Write out each line word for word. Drop pictures.
══ Provided material
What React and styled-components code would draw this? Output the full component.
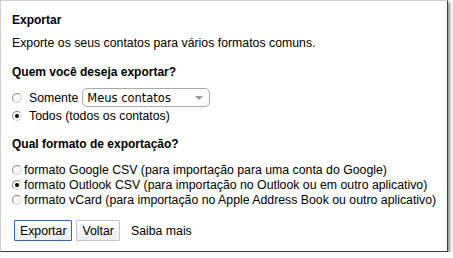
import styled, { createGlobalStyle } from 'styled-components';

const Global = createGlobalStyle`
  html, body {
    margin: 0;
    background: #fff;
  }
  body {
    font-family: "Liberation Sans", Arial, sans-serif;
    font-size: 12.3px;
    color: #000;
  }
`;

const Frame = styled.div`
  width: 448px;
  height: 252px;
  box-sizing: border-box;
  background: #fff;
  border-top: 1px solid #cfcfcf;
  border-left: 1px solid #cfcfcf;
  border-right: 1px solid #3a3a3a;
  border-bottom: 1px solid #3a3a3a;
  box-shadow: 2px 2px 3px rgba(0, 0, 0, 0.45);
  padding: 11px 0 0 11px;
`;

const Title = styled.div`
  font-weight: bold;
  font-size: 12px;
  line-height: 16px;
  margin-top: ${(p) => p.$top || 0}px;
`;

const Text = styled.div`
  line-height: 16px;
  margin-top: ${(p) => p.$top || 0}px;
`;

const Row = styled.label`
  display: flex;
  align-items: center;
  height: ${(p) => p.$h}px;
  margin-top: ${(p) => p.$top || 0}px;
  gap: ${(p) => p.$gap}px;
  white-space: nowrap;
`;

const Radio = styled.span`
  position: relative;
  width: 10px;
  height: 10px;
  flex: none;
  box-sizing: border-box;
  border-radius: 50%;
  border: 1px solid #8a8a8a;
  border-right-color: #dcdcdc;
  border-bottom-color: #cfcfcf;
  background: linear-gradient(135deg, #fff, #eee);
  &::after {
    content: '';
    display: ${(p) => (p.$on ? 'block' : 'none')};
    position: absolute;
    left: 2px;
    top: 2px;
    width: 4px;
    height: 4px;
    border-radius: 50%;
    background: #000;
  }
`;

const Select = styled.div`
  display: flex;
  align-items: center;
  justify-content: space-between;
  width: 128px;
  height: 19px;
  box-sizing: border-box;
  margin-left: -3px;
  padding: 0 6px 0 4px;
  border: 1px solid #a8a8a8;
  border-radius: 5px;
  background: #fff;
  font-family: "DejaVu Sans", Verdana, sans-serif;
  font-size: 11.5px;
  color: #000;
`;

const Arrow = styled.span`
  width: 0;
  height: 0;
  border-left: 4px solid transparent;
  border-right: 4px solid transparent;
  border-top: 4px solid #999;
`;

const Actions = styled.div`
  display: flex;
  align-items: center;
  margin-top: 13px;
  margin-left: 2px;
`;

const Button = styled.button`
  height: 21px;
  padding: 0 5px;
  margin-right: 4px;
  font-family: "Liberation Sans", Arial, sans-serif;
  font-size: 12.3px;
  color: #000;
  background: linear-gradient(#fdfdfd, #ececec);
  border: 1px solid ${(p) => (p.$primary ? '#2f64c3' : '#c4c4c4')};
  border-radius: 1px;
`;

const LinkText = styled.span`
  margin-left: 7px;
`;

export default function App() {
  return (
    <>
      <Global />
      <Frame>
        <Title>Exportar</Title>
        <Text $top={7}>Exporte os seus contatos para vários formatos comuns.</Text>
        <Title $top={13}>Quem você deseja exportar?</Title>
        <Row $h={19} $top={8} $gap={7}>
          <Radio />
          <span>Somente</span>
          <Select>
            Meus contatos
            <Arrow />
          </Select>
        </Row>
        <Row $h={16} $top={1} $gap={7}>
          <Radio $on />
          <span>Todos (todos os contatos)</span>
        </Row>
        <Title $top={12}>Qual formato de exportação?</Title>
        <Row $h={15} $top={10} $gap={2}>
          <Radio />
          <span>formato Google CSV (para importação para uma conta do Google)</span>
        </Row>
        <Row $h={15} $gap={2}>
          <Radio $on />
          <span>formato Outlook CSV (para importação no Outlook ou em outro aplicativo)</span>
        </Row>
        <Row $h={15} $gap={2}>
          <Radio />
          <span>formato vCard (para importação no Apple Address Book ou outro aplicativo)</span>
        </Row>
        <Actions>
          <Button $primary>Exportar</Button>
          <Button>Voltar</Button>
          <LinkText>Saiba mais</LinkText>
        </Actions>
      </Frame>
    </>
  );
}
════
_Response to the task_
What React and styled-components code would draw this? Output the full component.
import styled, { createGlobalStyle } from 'styled-components';

const Global = createGlobalStyle`
  html, body {
    margin: 0;
    background: #fff;
  }
  body {
    font-family: "Liberation Sans", Arial, sans-serif;
    font-size: 12.3px;
    color: #000;
  }
`;

const Frame = styled.div`
  width: 448px;
  height: 252px;
  box-sizing: border-box;
  background: #fff;
  border-top: 1px solid #cfcfcf;
  border-left: 1px solid #cfcfcf;
  border-right: 1px solid #3a3a3a;
  border-bottom: 1px solid #3a3a3a;
  box-shadow: 2px 2px 3px rgba(0, 0, 0, 0.45);
  padding: 11px 0 0 11px;
`;

const Title = styled.div`
  font-weight: bold;
  font-size: 12px;
  line-height: 16px;
  margin-top: ${(p) => p.$top || 0}px;
`;

const Text = styled.div`
  line-height: 16px;
  margin-top: ${(p) => p.$top || 0}px;
`;

const Row = styled.label`
  display: flex;
  align-items: center;
  height: ${(p) => p.$h}px;
  margin-top: ${(p) => p.$top || 0}px;
  gap: ${(p) => p.$gap}px;
  white-space: nowrap;
`;

const Radio = styled.span`
  position: relative;
  width: 10px;
  height: 10px;
  flex: none;
  box-sizing: border-box;
  border-radius: 50%;
  border: 1px solid #8a8a8a;
  border-right-color: #dcdcdc;
  border-bottom-color: #cfcfcf;
  background: linear-gradient(135deg, #fff, #eee);
  &::after {
    content: '';
    display: ${(p) => (p.$on ? 'block' : 'none')};
    position: absolute;
    left: 2px;
    top: 2px;
    width: 4px;
    height: 4px;
    border-radius: 50%;
    background: #000;
  }
`;

const Select = styled.div`
  display: flex;
  align-items: center;
  justify-content: space-between;
  width: 128px;
  height: 19px;
  box-sizing: border-box;
  margin-left: -3px;
  padding: 0 6px 0 4px;
  border: 1px solid #a8a8a8;
  border-radius: 5px;
  background: #fff;
  font-family: "DejaVu Sans", Verdana, sans-serif;
  font-size: 11.5px;
  color: #000;
`;

const Arrow = styled.span`
  width: 0;
  height: 0;
  border-left: 4px solid transparent;
  border-right: 4px solid transparent;
  border-top: 4px solid #999;
`;

const Actions = styled.div`
  display: flex;
  align-items: center;
  margin-top: 13px;
  margin-left: 2px;
`;

const Button = styled.button`
  height: 21px;
  padding: 0 5px;
  margin-right: 4px;
  font-family: "Liberation Sans", Arial, sans-serif;
  font-size: 12.3px;
  color: #000;
  background: linear-gradient(#fdfdfd, #ececec);
  border: 1px solid ${(p) => (p.$primary ? '#2f64c3' : '#c4c4c4')};
  border-radius: 1px;
`;

const LinkText = styled.span`
  margin-left: 7px;
`;

export default function App() {
  return (
    <>
      <Global />
      <Frame>
        <Title>Exportar</Title>
        <Text $top={7}>Exporte os seus contatos para vários formatos comuns.</Text>
        <Title $top={13}>Quem você deseja exportar?</Title>
        <Row $h={19} $top={8} $gap={7}>
          <Radio />
          <span>Somente</span>
          <Select>
            Meus contatos
            <Arrow />
          </Select>
        </Row>
        <Row $h={16} $top={1} $gap={7}>
          <Radio $on />
          <span>Todos (todos os contatos)</span>
        </Row>
        <Title $top={12}>Qual formato de exportação?</Title>
        <Row $h={15} $top={10} $gap={2}>
          <Radio />
          <span>formato Google CSV (para importação para uma conta do Google)</span>
        </Row>
        <Row $h={15} $gap={2}>
          <Radio $on />
          <span>formato Outlook CSV (para importação no Outlook ou em outro aplicativo)</span>
        </Row>
        <Row $h={15} $gap={2}>
          <Radio />
          <span>formato vCard (para importação no Apple Address Book ou outro aplicativo)</span>
        </Row>
        <Actions>
          <Button $primary>Exportar</Button>
          <Button>Voltar</Button>
          <LinkText>Saiba mais</LinkText>
        </Actions>
      </Frame>
    </>
  );
}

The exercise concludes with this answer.